The trend readers/trendsetters foresee less war as entire populations rise in age. Water will increasingly be the “source of contention.” Weaponry advances are expected for precision strike capabilities, cyber instruments, and biological warfare. Nuclear detonations are mentioned as factors of cyber-warfare, suggesting there are no serious plans for nuclear disarmament. As in the energy sector there’s no mention of the U.S. nuclear weapons program, nuclear contamination or nuclear waste, or the nuclear industry, or their effects. The word “radiation” doesn’t appear anywhere in the report. Aside from a cautionary glance at the Brazilian rainforest, other factors in the terminal degradation of the environment simply don’t exist. Sharing no information on long term effects of contaminated food and water, the report entirely fails to inter-relate decrease in food production with habitat destruction; so there’s a lack in understanding of motivation for contemporary wars and resistance.
The “trend forecasters” foresee strengthened nationalism but hypothesize a world of city-states as easily as of nations or corporations; these are all oriented to consumerism. The report is entirely materialistic, surreal in avoidance of whether the water’s safe to drink. The role of religion is seen as increasing, but religion is also an embarrassing phenomenon, with possible sources of terrorism extending from Islam to Christianity and Hinduism, though curiously not Judaism. Culture itself is ignored. As a group, the Intelligence community may have developed a sense of the Arts in service to mind control and mass programming, but no sense at all of the cultural requirements necessary to sustain life. The report shows no concern for the individual or individual awareness.
Within its perspective a non-state world cedes to “universities” and business. No concern at all is shown for the fate of vulnerable groups or minorities and no respect for human differentiation. The innate orientation to mass movements and trends makes all exceptions an inconvenience. For the trends of its concerns to evolve as predicted, may require massive mind control programs cohering the disparate cultural groups which make up humanity. The report takes this mechanism for granted. Under the Intelligence community’s increasingly control, a subservient news media adjusts the people’s perception of current events to its own agenda.
Specific insights to U.S. policy objectives are available in the listing of failed states and their future. The report’s definition of “state failures” relies less on ‘disintegration’ meaning the use of torture, persecution of its minorities, aggression against other nations, than the security of a nation’s middle class. The listed state failures are states which are currently functioning but with domestic challenges to U.S. policy. These are African or Eastern nations, but include Haiti from the new world. The Office of the National Director of Intelligence expects little change for any of them in the future. For example the Democratic Republic of Congo, number 7 on the failed state list currently, is slated to remain number 7 in 2030, despite the ongoing genocide caused by corporate interests. Conclusion: absolutely nothing the U.S. elite plans will improve conditions for the people of Somalia, Burundi, Yemen, Uganda, Afghanistan, Malawi, DRC, Kenya, Nigeria, Niger, Pakistan, Chad, Haiti, Ethiopia, Bangladesh.

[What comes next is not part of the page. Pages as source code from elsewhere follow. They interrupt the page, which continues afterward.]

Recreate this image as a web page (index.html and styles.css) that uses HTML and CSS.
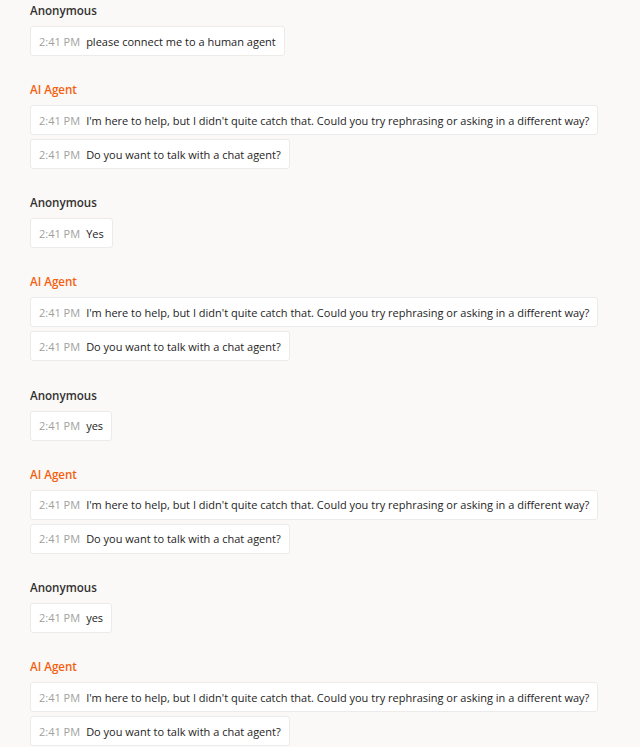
FILE: index.html
```html
<!DOCTYPE html>
<html>
<head>
<meta charset="utf-8">
<link rel="stylesheet" href="styles.css">
</head>
<body>
<div class="transcript">
  <div class="group">
    <div class="name">Anonymous</div>
    <div class="msgs">
      <div class="bubble"><span class="time">2:41 PM</span><span class="text">please connect me to a human agent</span></div>
    </div>
  </div>
  <div class="group">
    <div class="name bot">AI Agent</div>
    <div class="msgs">
      <div class="bubble"><span class="time">2:41 PM</span><span class="text">I'm here to help, but I didn't quite catch that. Could you try rephrasing or asking in a different way?</span></div>
      <div class="bubble"><span class="time">2:41 PM</span><span class="text">Do you want to talk with a chat agent?</span></div>
    </div>
  </div>
  <div class="group">
    <div class="name">Anonymous</div>
    <div class="msgs">
      <div class="bubble"><span class="time">2:41 PM</span><span class="text">Yes</span></div>
    </div>
  </div>
  <div class="group">
    <div class="name bot">AI Agent</div>
    <div class="msgs">
      <div class="bubble"><span class="time">2:41 PM</span><span class="text">I'm here to help, but I didn't quite catch that. Could you try rephrasing or asking in a different way?</span></div>
      <div class="bubble"><span class="time">2:41 PM</span><span class="text">Do you want to talk with a chat agent?</span></div>
    </div>
  </div>
  <div class="group">
    <div class="name">Anonymous</div>
    <div class="msgs">
      <div class="bubble"><span class="time">2:41 PM</span><span class="text">yes</span></div>
    </div>
  </div>
  <div class="group">
    <div class="name bot">AI Agent</div>
    <div class="msgs">
      <div class="bubble"><span class="time">2:41 PM</span><span class="text">I'm here to help, but I didn't quite catch that. Could you try rephrasing or asking in a different way?</span></div>
      <div class="bubble"><span class="time">2:41 PM</span><span class="text">Do you want to talk with a chat agent?</span></div>
    </div>
  </div>
  <div class="group">
    <div class="name">Anonymous</div>
    <div class="msgs">
      <div class="bubble"><span class="time">2:41 PM</span><span class="text">yes</span></div>
    </div>
  </div>
  <div class="group">
    <div class="name bot">AI Agent</div>
    <div class="msgs">
      <div class="bubble"><span class="time">2:41 PM</span><span class="text">I'm here to help, but I didn't quite catch that. Could you try rephrasing or asking in a different way?</span></div>
      <div class="bubble"><span class="time">2:41 PM</span><span class="text">Do you want to talk with a chat agent?</span></div>
    </div>
  </div>
</div>
</body>
</html>
```
FILE: styles.css
```css
html, body {
  margin: 0;
  padding: 0;
  background: #faf9f8;
}
body {
  font-family: "Open Sans", "Noto Sans", sans-serif;
  font-size: 11px;
  color: #252423;
}
.transcript {
  display: flex;
  flex-direction: column;
  gap: 25.17px;
  padding: 2px 30px 0 30px;
}
.group {
  display: flex;
  flex-direction: column;
  gap: 7px;
}
.name {
  font-weight: 600;
  font-size: 11.6px;
  line-height: 17px;
  color: #323130;
}
.name.bot {
  color: #f5600f;
}
.msgs {
  display: flex;
  flex-direction: column;
  align-items: flex-start;
  gap: 4px;
}
.bubble {
  display: flex;
  align-items: center;
  gap: 6px;
  height: 28px;
  padding: 0 8px;
  background: #ffffff;
  border: 1px solid #edebe9;
  border-radius: 3px;
  white-space: nowrap;
}
.time {
  color: #a19f9d;
}
.text {
  color: #252423;
}
```
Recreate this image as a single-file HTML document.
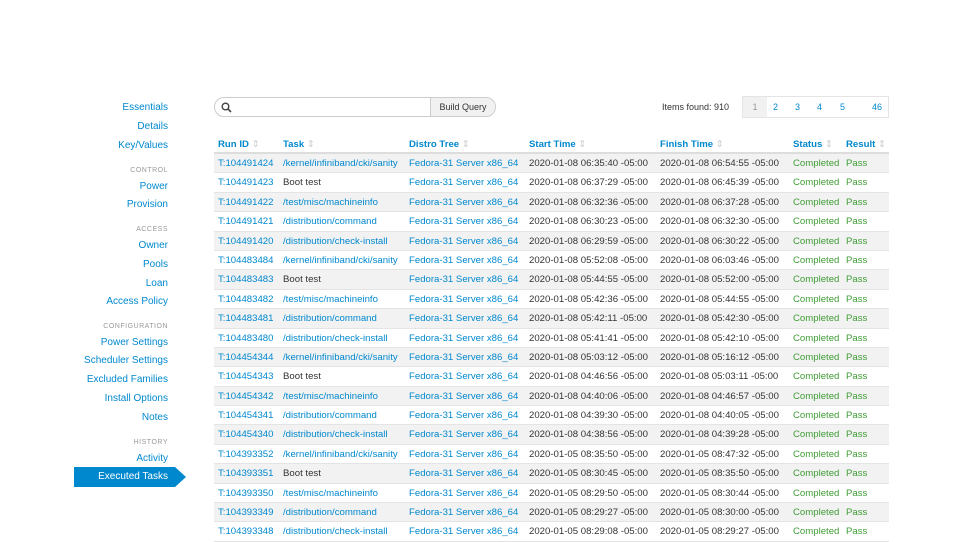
<!DOCTYPE html><html><head><style>
body{margin:0;width:960px;height:540px;background:#fff;font-family:"Liberation Sans",sans-serif;font-size:9.6px;color:#333;position:relative;overflow:hidden}
.s{position:absolute;right:792px;color:#0088ce;font-size:10px;white-space:nowrap;line-height:12px}
.h{position:absolute;right:792px;color:#999;font-size:7px;letter-spacing:.5px;line-height:10px}
.act{position:absolute;left:74px;top:467px;width:101px;height:20px;background:#0088ce;color:#fff;text-align:right;line-height:20px;box-sizing:border-box;padding-right:7px;font-size:10px}
.act:after{content:"";position:absolute;right:-11px;top:0;border-left:11px solid #0088ce;border-top:10px solid transparent;border-bottom:10px solid transparent}
.tb{position:absolute;left:214px;top:136px;width:675px}
.r{position:relative;height:19.4px;line-height:19px;border-bottom:1px solid #e4e4e4;box-sizing:border-box;white-space:nowrap}
.r span{position:absolute;top:0}
.hd{height:18px;line-height:17px;border-bottom:2px solid #ddd;color:#0088ce;font-weight:bold}
.hd i{color:#ccc;font-weight:normal;font-style:normal}
.o{background:#f2f2f2}
.l{color:#0088ce}.g{color:#3f9c35}
</style></head><body>
<div class="s" style="top:102px">Essentials</div><div class="s" style="top:121px">Details</div><div class="s" style="top:140px">Key/Values</div>
<div class="h" style="top:166px">CONTROL</div><div class="s" style="top:181px">Power</div><div class="s" style="top:199px">Provision</div>
<div class="h" style="top:225px">ACCESS</div><div class="s" style="top:240px">Owner</div><div class="s" style="top:259px">Pools</div><div class="s" style="top:278px">Loan</div><div class="s" style="top:296px">Access Policy</div>
<div class="h" style="top:322px">CONFIGURATION</div><div class="s" style="top:337px">Power Settings</div><div class="s" style="top:355px">Scheduler Settings</div><div class="s" style="top:374px">Excluded Families</div><div class="s" style="top:393px">Install Options</div><div class="s" style="top:412px">Notes</div>
<div class="h" style="top:438px">HISTORY</div><div class="s" style="top:453px">Activity</div>
<div class="act">Executed Tasks</div>
<div style="position:absolute;left:214px;top:97px;width:282px;height:20px;border:1px solid #ccc;border-radius:10px;box-sizing:border-box;overflow:hidden">
<svg style="position:absolute;left:6px;top:4px" width="11" height="11"><circle cx="4.5" cy="4.5" r="3.3" fill="none" stroke="#444" stroke-width="1.4"/><path d="M7 7L10 10" stroke="#444" stroke-width="1.6"/></svg>
<div style="position:absolute;left:215px;top:0;right:0;bottom:0;background:#f1f1f1;border-left:1px solid #ccc;text-align:center;line-height:18px;font-size:9px">Build Query</div></div>
<div style="position:absolute;left:662px;top:102px;font-size:9px">Items found: 910</div>
<div style="position:absolute;left:742px;top:96px;width:147px;height:22px;background:#fff;border:1px solid #e4e4e4;box-sizing:border-box;font-size:9px;color:#0088ce;line-height:20px">
<span style="position:absolute;left:0;width:24px;height:20px;background:#f1f1f1;text-align:center;color:#999">1</span>
<span style="position:absolute;left:30px">2</span><span style="position:absolute;left:52px">3</span><span style="position:absolute;left:74px">4</span><span style="position:absolute;left:97px">5</span><span style="position:absolute;left:129px">46</span></div>
<div class="tb" id="b"></div>
<script>
var X=[4,69,195,315,446,579,632];
var R=[["104491424","k","08 06:35:40","08 06:54:55"],["104491423","b","08 06:37:29","08 06:45:39"],["104491422","m","08 06:32:36","08 06:37:28"],["104491421","c","08 06:30:23","08 06:32:30"],["104491420","i","08 06:29:59","08 06:30:22"],["104483484","k","08 05:52:08","08 06:03:46"],["104483483","b","08 05:44:55","08 05:52:00"],["104483482","m","08 05:42:36","08 05:44:55"],["104483481","c","08 05:42:11","08 05:42:30"],["104483480","i","08 05:41:41","08 05:42:10"],["104454344","k","08 05:03:12","08 05:16:12"],["104454343","b","08 04:46:56","08 05:03:11"],["104454342","m","08 04:40:06","08 04:46:57"],["104454341","c","08 04:39:30","08 04:40:05"],["104454340","i","08 04:38:56","08 04:39:28"],["104393352","k","05 08:35:50","05 08:47:32"],["104393351","b","05 08:30:45","05 08:35:50"],["104393350","m","05 08:29:50","05 08:30:44"],["104393349","c","05 08:29:27","05 08:30:00"],["104393348","i","05 08:29:08","05 08:29:27"]];
var T={k:"/kernel/infiniband/cki/sanity",b:"Boot test",m:"/test/misc/machineinfo",c:"/distribution/command",i:"/distribution/check-install"};
function row(cells,cls){var s='<div class="r '+cls+'">';cells.forEach(function(c,i){s+='<span style="left:'+X[i]+'px" class="'+c[1]+'">'+c[0]+'</span>'});return s+'</div>';}
var H=["Run ID","Task","Distro Tree","Start Time","Finish Time","Status","Result"];
var h=row(H.map(function(t){return [t+' <i>⇕</i>','']}),'hd');
R.forEach(function(r,n){h+=row([['T:'+r[0],'l'],[T[r[1]],r[1]=="b"?'':'l'],['Fedora-31 Server x86_64','l'],['2020-01-'+r[2]+' -05:00',''],['2020-01-'+r[3]+' -05:00',''],['Completed','g'],['Pass','g']],n%2?'':'o')});
document.getElementById("b").innerHTML=h;
</script>
</body></html>
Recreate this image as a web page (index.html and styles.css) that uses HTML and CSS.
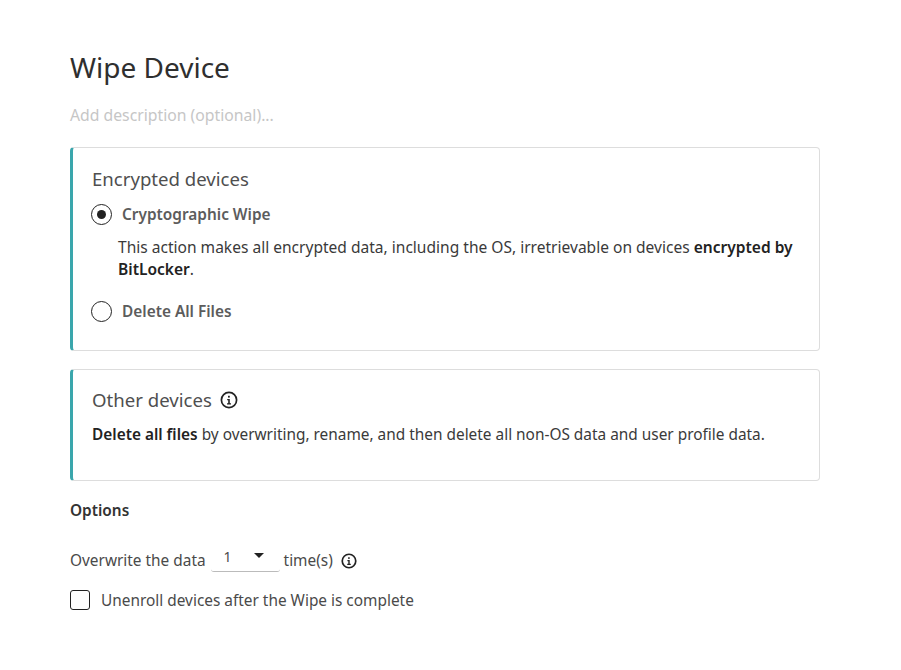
FILE: index.html
```html
<!DOCTYPE html>
<html lang="en">
<head>
<meta charset="utf-8">
<title>Wipe Device</title>
<link rel="stylesheet" href="styles.css">
</head>
<body>
<main class="page">
  <h1 class="title">Wipe Device</h1>
  <div class="desc">Add description (optional)...</div>
  <section class="card card-enc">
    <h2 class="card-title">Encrypted devices</h2>
    <div class="radio-row">
      <span class="radio checked"></span>
      <span class="radio-label">Cryptographic Wipe</span>
    </div>
    <p class="radio-help">This action makes all encrypted data, including the OS, irretrievable on devices <b>encrypted by BitLocker</b>.</p>
    <div class="radio-row second">
      <span class="radio"></span>
      <span class="radio-label">Delete All Files</span>
    </div>
  </section>
  <section class="card card-other">
    <h2 class="card-title">Other devices
      <svg class="info big" viewBox="0 0 18 18"><circle cx="9" cy="9" r="7.6" fill="none" stroke="#222" stroke-width="1.7"/><path d="M7.2 8h2.6v4.2h1.2v1.2H7v-1.2h1.2V9.2h-1z" fill="#222"/><rect x="8" y="4.8" width="1.8" height="1.8" fill="#222"/></svg>
    </h2>
    <p class="other-text"><b>Delete all files</b> by overwriting, rename, and then delete all non-OS data and user profile data.</p>
  </section>
  <h3 class="options">Options</h3>
  <div class="overwrite">
    <span>Overwrite the data</span>
    <span class="select"><span>1</span><i class="caret"></i></span>
    <span>time(s)</span>
    <svg class="info small" viewBox="0 0 18 18"><circle cx="9" cy="9" r="7.6" fill="none" stroke="#222" stroke-width="1.9"/><path d="M7.2 8h2.6v4.2h1.2v1.2H7v-1.2h1.2V9.2h-1z" fill="#222"/><rect x="8" y="4.8" width="1.8" height="1.8" fill="#222"/></svg>
  </div>
  <div class="check-row">
    <span class="checkbox"></span>
    <span>Unenroll devices after the Wipe is complete</span>
  </div>
</main>
</body>
</html>
```
FILE: styles.css
```css
* { box-sizing: border-box; }
html, body { margin: 0; padding: 0; background: #fff; }
body { font-family: "Noto Sans", "Open Sans", sans-serif; color: #3a3a3a; font-size: 15.4px; }
.page { width: 750px; margin-left: 70px; padding-top: 47px; }
.title { margin: 0; font-size: 28px; line-height: 40px; font-weight: 400; color: #2f2f2f; }
.desc { margin-top: 17px; font-size: 15.75px; line-height: 22px; color: #c6c6c6; }
.card { margin-top: 21px; border: 1px solid #ddd; border-left: 3px solid #3aa6ac; border-radius: 4px; padding: 18px 19px 0; }
.card-enc { height: 204px; }
.card-other { height: 112px; margin-top: 18px; padding-top: 17px; }
.card-title { margin: 0; font-size: 18.6px; line-height: 26px; font-weight: 400; color: #4f4f4f; display: flex; align-items: center; gap: 8px; }
.radio-row { display: flex; align-items: center; gap: 10px; margin-top: 11px; margin-left: -1px; height: 22px; }
.radio-row.second { margin-top: 20px; }
.radio { width: 21px; height: 21px; border: 1.5px solid #222; border-radius: 50%; display: flex; align-items: center; justify-content: center; }
.radio.checked::after { content: ""; width: 9px; height: 9px; border-radius: 50%; background: #222; }
.radio-label { font-weight: 600; color: #5c5c5c; }
.radio-help { margin: 11px 0 0 26px; font-size: 15.55px; line-height: 22px; color: #3a3a3a; }
b { font-weight: 600; color: #222; }
.other-text { margin: 11px 0 0; line-height: 22px; }
.info { display: inline-block; flex: none; }
.info.big { width: 18px; height: 18px; }
.info.small { width: 16px; height: 16px; }
.options { margin: 19px 0 0; font-size: 15.4px; line-height: 22px; font-weight: 600; color: #333; }
.overwrite { display: flex; align-items: center; gap: 4px; margin-top: 27px; height: 24px; line-height: 22px; color: #4a4a4a; }
.select { width: 69px; height: 22px; margin-left: 1px; border-bottom: 1px solid #bbb; border-radius: 0 0 3px 3px; display: flex; justify-content: space-between; align-items: center; padding: 0 2px 0 13px; font-size: 14px; }
.select span { margin-top: -8px; }
.caret { width: 0; height: 0; border-left: 5px solid transparent; border-right: 5px solid transparent; border-top: 5px solid #222; margin: -10px 14px 0 0; }
.overwrite .info { margin-left: 4px; }
.check-row { display: flex; align-items: center; gap: 11px; margin-top: 16px; height: 22px; color: #4a4a4a; }
.checkbox { width: 20px; height: 20px; border: 1.5px solid #222; border-radius: 3px; }
```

Eleven of these countries destined for perpetual servitude in the new world order have predominantly Black populations, suggesting the Intelligence community’s innate but increasing reliance on a global caste system, if not the overt racism established through the assassinations of the early Sixties.
Optimistically concerned with the economic results of tactical applications of power, Global Trends 2030 shows a startling, possibly terminal lack of concern for all human beings.